One widely-accepted reason for the cratering of the 2020 Dallas Cowboys was that they had nothing resembling a normal offseason to work with due to the COVID-19 restrictions put in place by the NFL. Getting back to normal is seen as a major component in setting things right this year. However, that has already taken a severe blow with word that the NFL Combine is not going to happen, at least in a way we would recognize. The 2021 offseason is already shaping up to be another virtual and limited affair for the league.

While things have not been formally decided, Albert Breer reports in the article linked above that things seemed headed in a definite direction.

League officials—with medical people, team personnel and National Football Scouting president Jeff Foster on the line—held a call Friday to discuss again how to proceed with the run-up to the 2021 NFL draft. According to well-placed sources, the idea of having the combine in Indianapolis in any sort of traditional manner on time is dead, and the overwhelming likelihood is that the performance and medical components are split up.

The apparent approach will be to decentralize things. For the medical checks, the big issue appears to be making sure everything is standardized and the results are reliable. Early indications are that the NFL may try to have a small number of locations throughout the country so they don’t have to try and police a myriad of medical testing locations.

Concepts centered on regionalized medical checks, with teams allowed to send one or two people (either doctors or trainers) each to attend. Teams made clear to the NFL that the gathering of medical information was the one piece of the combine that was most vital and hardest for them to replicate independently. The likelihood now is the NFL will have the checks at hospitals in places where large numbers of players are doing combine prep—like Florida, California, Arizona and Texas (85 percent of prospects are working out in those four states)—to cut down on players’ travel. Also worth noting: many team docs traveling to those sites will have been vaccinated.

As for the variety of drills and performance measurements that have led to the Combine being dubbed the Underwear Olympics, that will almost certainly be done at college campuses across the nation.

More formalized pro days to replace the lost workouts. This would mean either team or league officials conducting drills and testing on campus, with everything standardized and information dispersed as it would be at the combine.

Most of the rest of the impacts have already been experienced, as the cancellation of pre-draft visits was among the first precautions the league enforced last year. In that regard, the Cowboys seemed to do well, resulting in a draft class that produced four rookie starters during the season - five, if you count Ben DiNucci’s lone game, which we try to avoid.

There is still hope that things could improve enough to allow other offseason activities to be reinstated, like minicamps and OTAs. However, there are warning signs that we may still be a long way from that happening with the pandemic still raging.

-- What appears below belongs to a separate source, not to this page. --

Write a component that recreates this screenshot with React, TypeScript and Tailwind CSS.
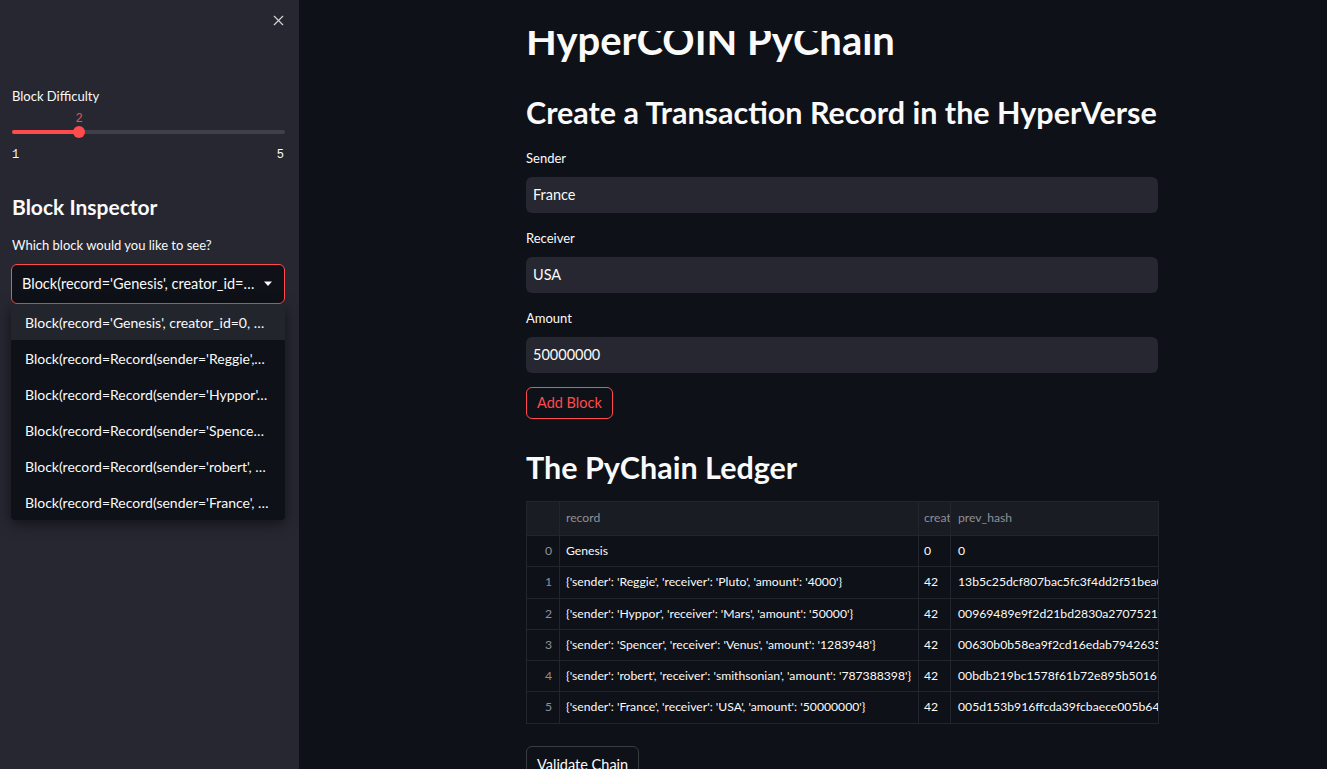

The Cowboys, and the entire league, have to plan for the worst case scenario of doing things the same way they did last year. It turned into a lost season for Dallas, and now they have to be ready to go through installing yet another defense under extremely limiting conditions. Even worse, if Kellen Moore is lured away by the Philadelphia Eagles to try and fix the dysfunctional situation there, including a quarterback who apparently at least partially self-inflicted his own meltdown last year, they will be forced to do so on both sides of the ball.

There is some hope that Dan Quinn’s defense will be less complicated and easier to install, relying on concepts that most of the veterans are familiar with from the pre-Mike Nolan days. And Mike McCarthy would likely take the lead if Moore does make a risky jump into the fetid waters of the Philadelphia organization. He might even take the offensive coordinator job and/or play-calling himself. His intimate familiarity with what the team did last year would be ameliorating.

Still, the loss of a second offseason, or significant cutbacks from what we were accustomed to, is a major challenge. It will at best hamper things this year, and at worse could have some of the same carryover effects that helped mire the Cowboys in the nether reaches of the standings in 2020.